What to work on: Reproduce every record below exactly as written, but leave out any pictures.

-- Start Input for this task --

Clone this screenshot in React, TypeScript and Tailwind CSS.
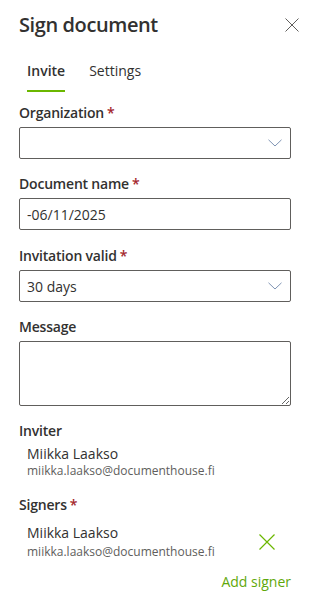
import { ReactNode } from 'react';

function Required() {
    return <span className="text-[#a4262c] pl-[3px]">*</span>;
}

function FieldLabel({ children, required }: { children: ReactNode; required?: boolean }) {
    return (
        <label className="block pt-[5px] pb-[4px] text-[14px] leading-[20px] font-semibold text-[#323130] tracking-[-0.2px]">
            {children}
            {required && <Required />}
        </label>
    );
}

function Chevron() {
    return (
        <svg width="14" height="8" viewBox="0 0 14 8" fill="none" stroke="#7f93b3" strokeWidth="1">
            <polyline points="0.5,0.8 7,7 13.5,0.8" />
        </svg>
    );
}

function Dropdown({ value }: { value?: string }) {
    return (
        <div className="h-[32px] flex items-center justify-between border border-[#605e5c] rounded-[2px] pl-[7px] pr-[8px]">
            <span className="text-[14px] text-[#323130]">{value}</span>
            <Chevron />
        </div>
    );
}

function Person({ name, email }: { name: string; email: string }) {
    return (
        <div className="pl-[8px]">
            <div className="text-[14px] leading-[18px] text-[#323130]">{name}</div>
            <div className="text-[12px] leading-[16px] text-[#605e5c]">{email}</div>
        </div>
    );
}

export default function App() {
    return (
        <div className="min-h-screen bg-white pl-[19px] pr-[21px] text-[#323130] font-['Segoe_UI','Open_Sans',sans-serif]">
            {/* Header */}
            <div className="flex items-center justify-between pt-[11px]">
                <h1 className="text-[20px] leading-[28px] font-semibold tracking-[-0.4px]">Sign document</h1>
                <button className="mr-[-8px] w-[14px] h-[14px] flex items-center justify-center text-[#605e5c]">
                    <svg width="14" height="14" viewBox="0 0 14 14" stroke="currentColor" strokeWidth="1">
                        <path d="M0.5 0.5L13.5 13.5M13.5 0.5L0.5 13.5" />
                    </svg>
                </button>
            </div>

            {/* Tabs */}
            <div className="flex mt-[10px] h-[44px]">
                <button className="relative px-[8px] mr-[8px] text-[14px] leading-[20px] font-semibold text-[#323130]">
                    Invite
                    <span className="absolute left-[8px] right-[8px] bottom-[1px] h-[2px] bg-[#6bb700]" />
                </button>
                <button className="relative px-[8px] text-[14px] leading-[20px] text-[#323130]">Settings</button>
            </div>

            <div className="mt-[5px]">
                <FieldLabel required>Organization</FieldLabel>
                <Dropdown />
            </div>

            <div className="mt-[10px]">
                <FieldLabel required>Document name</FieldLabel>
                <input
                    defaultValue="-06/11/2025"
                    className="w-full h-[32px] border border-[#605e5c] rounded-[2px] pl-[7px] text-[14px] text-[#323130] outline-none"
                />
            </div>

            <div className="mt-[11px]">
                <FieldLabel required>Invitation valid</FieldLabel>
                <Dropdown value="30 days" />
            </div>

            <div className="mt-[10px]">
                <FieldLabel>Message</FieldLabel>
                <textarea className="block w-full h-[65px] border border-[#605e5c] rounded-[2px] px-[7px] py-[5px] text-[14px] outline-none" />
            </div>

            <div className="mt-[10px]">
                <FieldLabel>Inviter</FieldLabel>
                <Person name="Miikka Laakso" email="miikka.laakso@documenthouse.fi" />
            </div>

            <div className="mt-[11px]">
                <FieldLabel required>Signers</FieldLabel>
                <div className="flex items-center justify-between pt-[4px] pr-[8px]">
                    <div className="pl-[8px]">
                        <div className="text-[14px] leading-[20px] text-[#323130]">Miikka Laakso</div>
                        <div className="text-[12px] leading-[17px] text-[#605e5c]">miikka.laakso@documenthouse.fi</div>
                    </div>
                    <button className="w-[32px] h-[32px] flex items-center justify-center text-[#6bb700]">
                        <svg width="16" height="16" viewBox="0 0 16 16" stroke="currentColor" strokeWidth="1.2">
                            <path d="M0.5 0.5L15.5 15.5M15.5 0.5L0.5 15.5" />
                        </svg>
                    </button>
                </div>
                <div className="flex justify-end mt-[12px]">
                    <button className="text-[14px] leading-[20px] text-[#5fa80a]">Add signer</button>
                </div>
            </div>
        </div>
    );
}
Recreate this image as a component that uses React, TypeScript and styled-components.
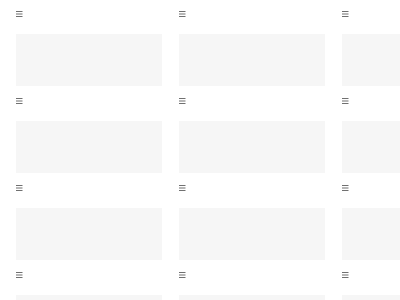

-- End Input for this task --

Task answer:
Clone this screenshot in React, TypeScript and Tailwind CSS.
import { ReactNode } from 'react';

function Required() {
    return <span className="text-[#a4262c] pl-[3px]">*</span>;
}

function FieldLabel({ children, required }: { children: ReactNode; required?: boolean }) {
    return (
        <label className="block pt-[5px] pb-[4px] text-[14px] leading-[20px] font-semibold text-[#323130] tracking-[-0.2px]">
            {children}
            {required && <Required />}
        </label>
    );
}

function Chevron() {
    return (
        <svg width="14" height="8" viewBox="0 0 14 8" fill="none" stroke="#7f93b3" strokeWidth="1">
            <polyline points="0.5,0.8 7,7 13.5,0.8" />
        </svg>
    );
}

function Dropdown({ value }: { value?: string }) {
    return (
        <div className="h-[32px] flex items-center justify-between border border-[#605e5c] rounded-[2px] pl-[7px] pr-[8px]">
            <span className="text-[14px] text-[#323130]">{value}</span>
            <Chevron />
        </div>
    );
}

function Person({ name, email }: { name: string; email: string }) {
    return (
        <div className="pl-[8px]">
            <div className="text-[14px] leading-[18px] text-[#323130]">{name}</div>
            <div className="text-[12px] leading-[16px] text-[#605e5c]">{email}</div>
        </div>
    );
}

export default function App() {
    return (
        <div className="min-h-screen bg-white pl-[19px] pr-[21px] text-[#323130] font-['Segoe_UI','Open_Sans',sans-serif]">
            {/* Header */}
            <div className="flex items-center justify-between pt-[11px]">
                <h1 className="text-[20px] leading-[28px] font-semibold tracking-[-0.4px]">Sign document</h1>
                <button className="mr-[-8px] w-[14px] h-[14px] flex items-center justify-center text-[#605e5c]">
                    <svg width="14" height="14" viewBox="0 0 14 14" stroke="currentColor" strokeWidth="1">
                        <path d="M0.5 0.5L13.5 13.5M13.5 0.5L0.5 13.5" />
                    </svg>
                </button>
            </div>

            {/* Tabs */}
            <div className="flex mt-[10px] h-[44px]">
                <button className="relative px-[8px] mr-[8px] text-[14px] leading-[20px] font-semibold text-[#323130]">
                    Invite
                    <span className="absolute left-[8px] right-[8px] bottom-[1px] h-[2px] bg-[#6bb700]" />
                </button>
                <button className="relative px-[8px] text-[14px] leading-[20px] text-[#323130]">Settings</button>
            </div>

            <div className="mt-[5px]">
                <FieldLabel required>Organization</FieldLabel>
                <Dropdown />
            </div>

            <div className="mt-[10px]">
                <FieldLabel required>Document name</FieldLabel>
                <input
                    defaultValue="-06/11/2025"
                    className="w-full h-[32px] border border-[#605e5c] rounded-[2px] pl-[7px] text-[14px] text-[#323130] outline-none"
                />
            </div>

            <div className="mt-[11px]">
                <FieldLabel required>Invitation valid</FieldLabel>
                <Dropdown value="30 days" />
            </div>

            <div className="mt-[10px]">
                <FieldLabel>Message</FieldLabel>
                <textarea className="block w-full h-[65px] border border-[#605e5c] rounded-[2px] px-[7px] py-[5px] text-[14px] outline-none" />
            </div>

            <div className="mt-[10px]">
                <FieldLabel>Inviter</FieldLabel>
                <Person name="Miikka Laakso" email="miikka.laakso@documenthouse.fi" />
            </div>

            <div className="mt-[11px]">
                <FieldLabel required>Signers</FieldLabel>
                <div className="flex items-center justify-between pt-[4px] pr-[8px]">
                    <div className="pl-[8px]">
                        <div className="text-[14px] leading-[20px] text-[#323130]">Miikka Laakso</div>
                        <div className="text-[12px] leading-[17px] text-[#605e5c]">miikka.laakso@documenthouse.fi</div>
                    </div>
                    <button className="w-[32px] h-[32px] flex items-center justify-center text-[#6bb700]">
                        <svg width="16" height="16" viewBox="0 0 16 16" stroke="currentColor" strokeWidth="1.2">
                            <path d="M0.5 0.5L15.5 15.5M15.5 0.5L0.5 15.5" />
                        </svg>
                    </button>
                </div>
                <div className="flex justify-end mt-[12px]">
                    <button className="text-[14px] leading-[20px] text-[#5fa80a]">Add signer</button>
                </div>
            </div>
        </div>
    );
}
Recreate this image as a component that uses React, TypeScript and styled-components.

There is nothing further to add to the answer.